African entrepreneurs look to sustainability

For Lazarow, the 200 entrepreneurs from emerging markets that he interviewed for his book actually reinvent start-up best practice: building sustainability and resilience in their business model instead of growing at any cost, building models that can scale across borders instead of being local, and figuring out how to do distributed teams when the local talent market might be narrower.

“As the world has flipped in the age of COVID, many of the best practices in the Valley no longer work and as the Valley itself has shifted from a world of abundance to now facing adversity, the best practices of founders operating in some of these tougher ecosystems are more relevant than ever.”

For Lazarow, the strategic leapfrogging is about being a creator versus a disrupter. He explains that in Silicon Valley, there is this notion everyone’s either disrupting or being disrupted. “In many emerging start-up ecosystems, though, entrepreneurs don’t have the luxury to disrupt; they have to create, because there are no established industries to disrupt.” He defines this creation in terms of three fundamental things: building a product or service that was previously not offered in that particular market, targeting the mass market, and being the shoulders of giants, on which others build.

He points to technologies like M-Pesa, but also the range of technologies happening across the continent focused in healthcare, energy and agriculture, which is a completely different focus to that of Silicon Valley. One such example is  Zola, a start-up he worked with which focused on bringing off-grid energy to Africa.

“There are 1.2 billion people around the planet that have no access to power, totally off grid and Zola created an off-grid solar home system, with two solar panels, a charge box and a couple lights inside the house. They could essentially turn someone from literally burning jet fuel kerosene in their household, which has a lot of negative outcomes, to relatively modern set-ups, with bright lights and with TV and so on,” he explains. Their first market was Tanzania, but they now have operations in Nigeria, Rwanda, Cote d’Ivoire and other parts of Africa.

This kind of functional and strategic leapfrogging that has real impact is what Africa does well and what it can leverage to develop an infrastructure of its own that is not dependent on a traditional model of development.

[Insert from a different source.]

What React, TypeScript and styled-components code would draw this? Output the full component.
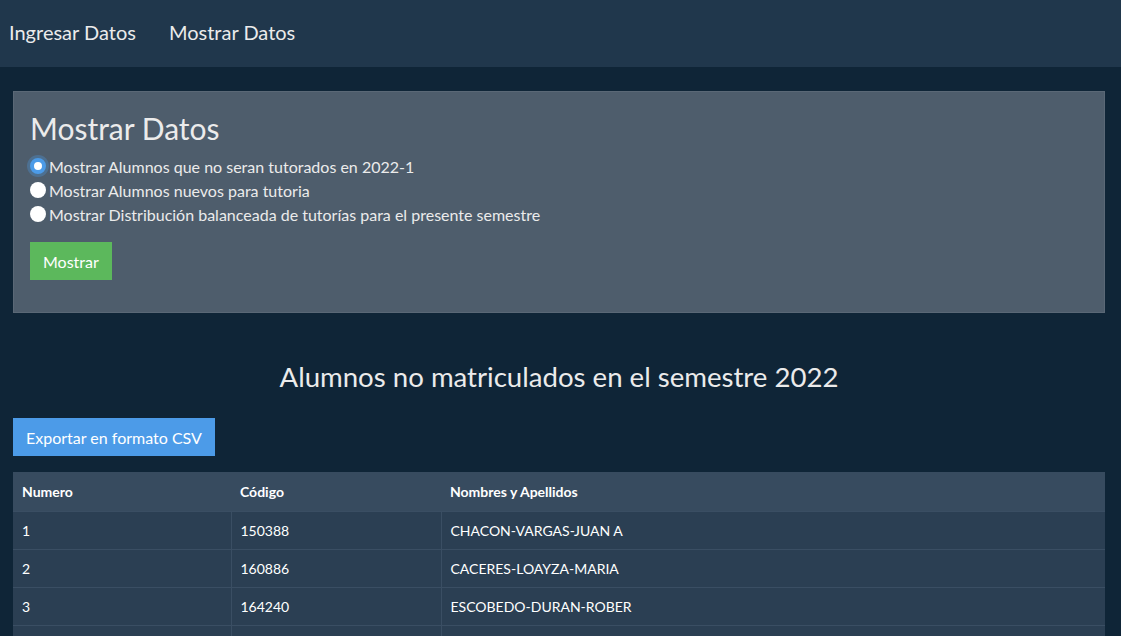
import * as React from 'react'
import styled, { createGlobalStyle } from 'styled-components'

const colors = {
  page: '#0f2537',
  navbar: '#20374c',
  card: '#4e5d6c',
  cardBorder: '#5a6876',
  text: '#ebebeb',
  success: '#5cb85c',
  primary: '#4c9be8',
  thead: '#374b5f',
  row: '#2b3f53',
  rowBorder: '#3a4e63'
}

const GlobalStyle = createGlobalStyle`
  body {
    margin: 0;
    background: ${colors.page};
    color: ${colors.text};
    font-family: Lato, "Noto Sans", sans-serif;
    font-size: 16px;
  }
`

const Navbar = styled.nav`
  height: 67px;
  background: ${colors.navbar};
  display: flex;
  align-items: center;
  gap: 33px;
  padding: 0 9px;
`

const NavLink = styled.a`
  font-size: 20px;
  color: ${colors.text};
  text-decoration: none;
  margin-top: -4px;
`

const Main = styled.main`
  padding: 24px 16px 0 13px;
`

const Card = styled.section`
  background: ${colors.card};
  border: 1px solid ${colors.cardBorder};
  padding: 16px 16px 32px 16px;
`

const CardTitle = styled.h1`
  margin: 2px 0 8px;
  font-size: 30px;
  font-weight: 400;
  line-height: 36px;
  color: ${colors.text};
`

const RadioRow = styled.label`
  display: flex;
  align-items: center;
  gap: 3px;
  height: 24px;
  font-size: 16px;
`

const Radio = styled.span<{ checked?: boolean }>`
  width: 16px;
  height: 16px;
  border-radius: 50%;
  box-sizing: border-box;
  background: #fff;
  border: ${({ checked }) => (checked ? `4px solid ${colors.primary}` : 'none')};
  box-shadow: ${({ checked }) => (checked ? '0 0 0 3px rgba(76,155,232,0.3)' : 'none')};
`

const Button = styled.button<{ variant: 'success' | 'primary' }>`
  display: block;
  border: none;
  font-family: inherit;
  font-size: 16px;
  color: #fff;
  background: ${({ variant }) => colors[variant]};
  height: 38px;
  padding: 0 13px;
  cursor: pointer;
`

const ShowButton = styled(Button)`
  margin-top: 16px;
`

const SectionTitle = styled.h2`
  margin: 47px 0 25px;
  text-align: center;
  font-size: 27.6px;
  font-weight: 400;
  line-height: 1.2;
  color: ${colors.text};
`

const Table = styled.table`
  width: 100%;
  margin-top: 16px;
  border-collapse: collapse;
  font-size: 14px;
  color: #fff;
`

const HeadCell = styled.th<{ w?: number }>`
  background: ${colors.thead};
  text-align: left;
  font-weight: 700;
  height: 39px;
  padding: 0 9px;
  box-sizing: border-box;
  width: ${({ w }) => (w ? `${w}px` : 'auto')};
`

const Cell = styled.td`
  background: ${colors.row};
  height: 38px;
  padding: 0 9px;
  box-sizing: border-box;
  border-top: 1px solid ${colors.rowBorder};
  & + & {
    border-left: 1px solid ${colors.rowBorder};
  }
`

const options = [
  'Mostrar Alumnos que no seran tutorados en 2022-1',
  'Mostrar Alumnos nuevos para tutoria',
  'Mostrar Distribución balanceada de tutorías para el presente semestre'
]

const rows = [
  ['1', '150388', 'CHACON-VARGAS-JUAN A'],
  ['2', '160886', 'CACERES-LOAYZA-MARIA'],
  ['3', '164240', 'ESCOBEDO-DURAN-ROBER'],
  ['4', '171503', 'MAMANI-QUISPE-LUIS']
]

const App = () => (
  <>
    <GlobalStyle />
    <Navbar>
      <NavLink href="#">Ingresar Datos</NavLink>
      <NavLink href="#">Mostrar Datos</NavLink>
    </Navbar>
    <Main>
      <Card>
        <CardTitle>Mostrar Datos</CardTitle>
        {options.map((o, i) => (
          <RadioRow key={o}>
            <Radio checked={i === 0} />
            {o}
          </RadioRow>
        ))}
        <ShowButton variant="success">Mostrar</ShowButton>
      </Card>
      <SectionTitle>Alumnos no matriculados en el semestre 2022</SectionTitle>
      <Button variant="primary">Exportar en formato CSV</Button>
      <Table>
        <thead>
          <tr>
            <HeadCell w={218}>Numero</HeadCell>
            <HeadCell w={210}>Código</HeadCell>
            <HeadCell>Nombres y Apellidos</HeadCell>
          </tr>
        </thead>
        <tbody>
          {rows.map(r => (
            <tr key={r[0]}>
              {r.map((c, j) => (
                <Cell key={j}>{c}</Cell>
              ))}
            </tr>
          ))}
        </tbody>
      </Table>
    </Main>
  </>
)

export default App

Njie warns, though, that Africa continues to suffer from a massive brain drain “with our best talent taken away from the continent and those at home dying in the Atlantic Ocean to get to the West. Unless we develop our economies and our health, agricultural, infrastructure and governance systems, we will find it difficult to leverage on the ingenuity of our best assets and that is our people.” The potential is there, but realising it remains a challenge.